For the sake of full disclosure, Ivan Reitman’s Ghostbusters (1984) was my favorite movie when I was a wee Justin many decades ago. I watched it incessantly (to the point where all of its musical cues and the intonations of the actors’ voices were seared into my gray matter), owned the toys and watched the Saturday morning cartoon. I adored it. With that being said, my tastes have — thankfully — evolved over the years, and when I revisited Reitman’s original earlier this week, I found that much of that luster had worn off. Much of what wowed me as a 5-year-old feels rote at age 33, since the film feels like a precursor to many needlessly loud and special effects-heavy blockbusters I now see and rarely enjoy.
I mention this for a couple reasons. First, Paul Feig’s (Spy) reboot of the Ghostbusters franchise is most notable for casting women — Kristen Wiig, Melissa McCarthy, Kate McKinnon and Leslie Jones — as its leads. This, in a fit of arrested development, has caused some men on the internet to wail and gnash their teeth, claiming their childhoods have been ruined. I don’t want to get into the silliness of this too much, but it does remind of what James M. Cain said when asked about what Hollywood did to one of his novels: “They haven’t done anything to my book. It’s right there on the shelf.”
So, with Retiman’s Ghostbusters still intact and everyone’s childhood in one piece, how is Feig’s reimagining? It’s a mixed bag. This Ghostbusters, in a lot of ways, is a culmination of what Reitman’s original hinted at three decades ago — and not in a specifically satisfying way, either. Where Reitman’s sci-fi action comedy featured its fair share of explosions and New York City being laid to waste, Feig’s Ghostbusters ratchets this up to 2016 levels, complete with grenade-wielding Ghostbusters and slo-mo action scenes. But, at the same time, Feig’s version lacks an amount of scope. There’s nothing (at least from a pop culture standpoint) as iconic as, say, a giant marshmallow man traipsing through midtown Manhattan. And this film seems to know it, playing off numerous repeated references to the original film, speeding quickly past “loving homage” and quickly into”fan service.” If anything in this movie ruined my childhood, it’s Dan Aykroyd’s grating cameo.

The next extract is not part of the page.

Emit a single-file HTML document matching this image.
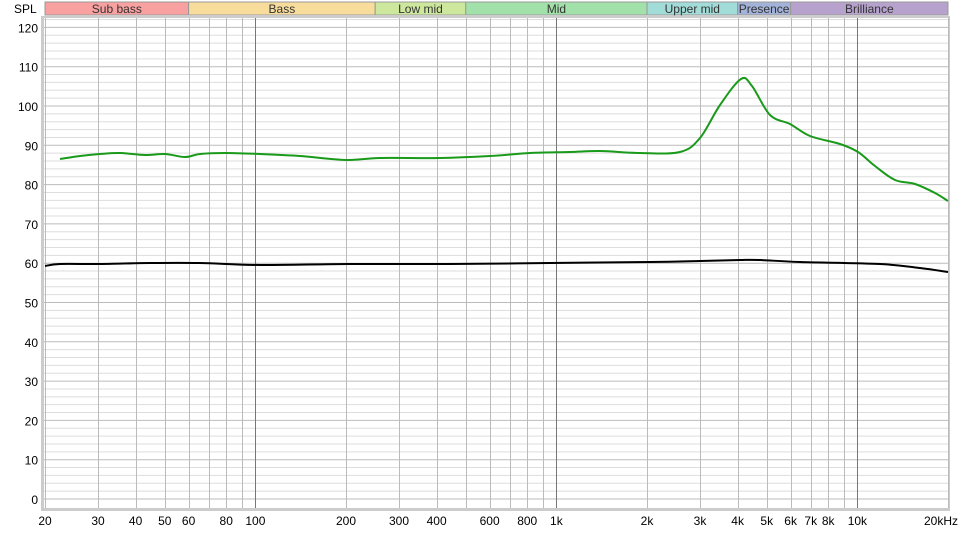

The film’s script, written by Feig and Katie Dippold (The Heat), stalls out often, taking pains to build up explanations and origins of every aspect of the script. The original film was just about some scientists who found ghosts, built (offscreen) stuff to catch them and then went from there. Here, the movie just languishes as they build things and test things and explain why they own jumpsuits. Feig’s strength as a director (if he has one) is not efficiency or — with a 120-minute running time — the ability to get out of his own way. So much of the film seems pointless (every time Chris Hemsworth’s ditzy receptionist pops up the film suffers) and most of the humor feels jokey, leaning heavily on pop culture references that have been tired for decades. It’s 2016, and this supposedly forward-thinking movie is riffing on the most obvious lines from The Exorcist (1973) and Scarface (1983).
In the movie’s defense, the leads are good — especially McCarthy, who’s finally given a role that doesn’t involve her being a white-trash rube or a bumbling goof. In fact, it’s refreshing to find a comedy featuring characters who are functioning adults. Unfortunately, the rest of the film does the cast few favors. Rated PG-13 for supernatural action and some crude humor.